Il détaille les trois phases de ce cercle vertueux. D’abord, un producteur de film investit, mettons «50 millions de dollars. La somme est dépensée à Maurice. L’État gagne 150 millions». Deuxième phase : cela génère une véritable industrie avec «l’installation de studios, d’écoles de cinéma, la création de sociétés de location d’équipements et de services, des hébergements dédiés pour les équipes de tournage. Il y a un effet multiplicateur». Troisième étape : quand un film tourné à Maurice fait un carton au box-office, «comme Resort to love (NdlR : diffusé sur Netflix en 2021) avec Christina Milian, il y a une hausse de 4 % dans les arrivées touristiques des États-Unis.
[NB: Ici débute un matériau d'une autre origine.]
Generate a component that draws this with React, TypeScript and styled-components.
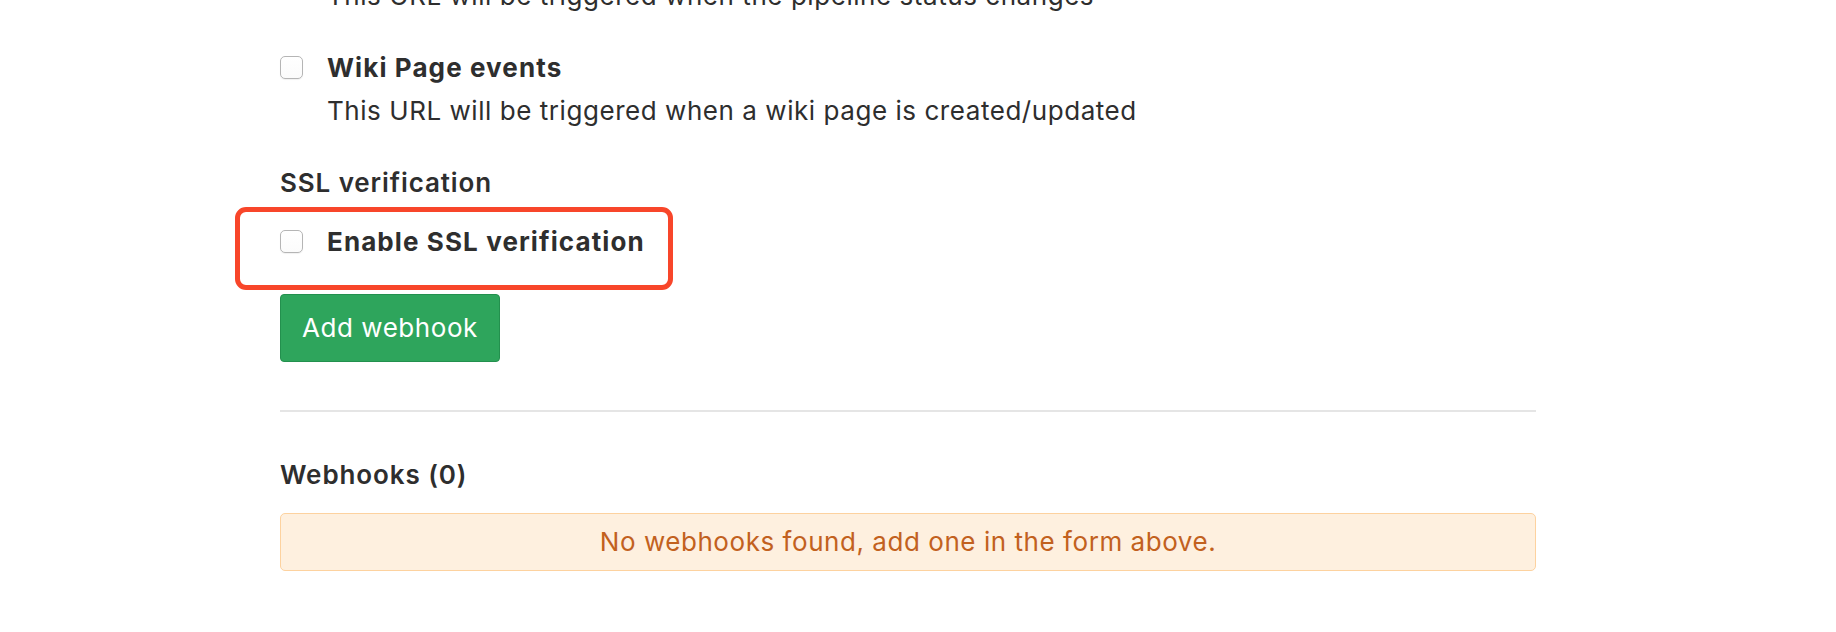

Le public a envie de voir en vrai les magnifiques paysages qu’il a vus à l’écran».
Tout en souhaitant que le Film Rebate Scheme soit maintenu par le nouveau gouvernement, il confie qu’à l’heure actuelle, «c’est un peu compliqué de se faire rembourser». L’EDB a un nouveau chairman : Sanjay Bhunjun, nommé au début du mois, mais pas encore de CEO. «Les autorités devraient cibler leurs efforts pour attirer plus de films à gros budget.»
Andreas Habermayer explique que Lune de miel avec ma mère (en anglais Honeymoon crashers) a été coproduit par son ancien partenaire. «Nous avons fait la version espagnole (NdlR : Sous les palmiers, ma mère, en anglais Honeymoon with my mother – 2022) du film et il a fait la version française.» Andreas Habermayer, en se basant sur des chiffres de la Mauritius Tourism Promotion Authority, affirme qu’après la diffusion sur Netflix de la version espagnole, «il y a eu une augmentation de 5 % du nombre de touristes espagnols à Maurice».
Une série télé mauricienne à venir
Sans spoiler les projets à venir, il indique que son agenda pour 2025 comprendra le tournage d’«une série télé mauricienne sur les aventures d’un avocat. Cela montrera la vie locale». Il prévoit aussi le tournage de quatre films, «la plupart sont des équipes américaines, dont un film Netflix. Il y aura un film inspiré d’une histoire vraie, un film d’action, un thriller. Big stars are coming», affirme-t-il. Mais aucun nom n’a été cité.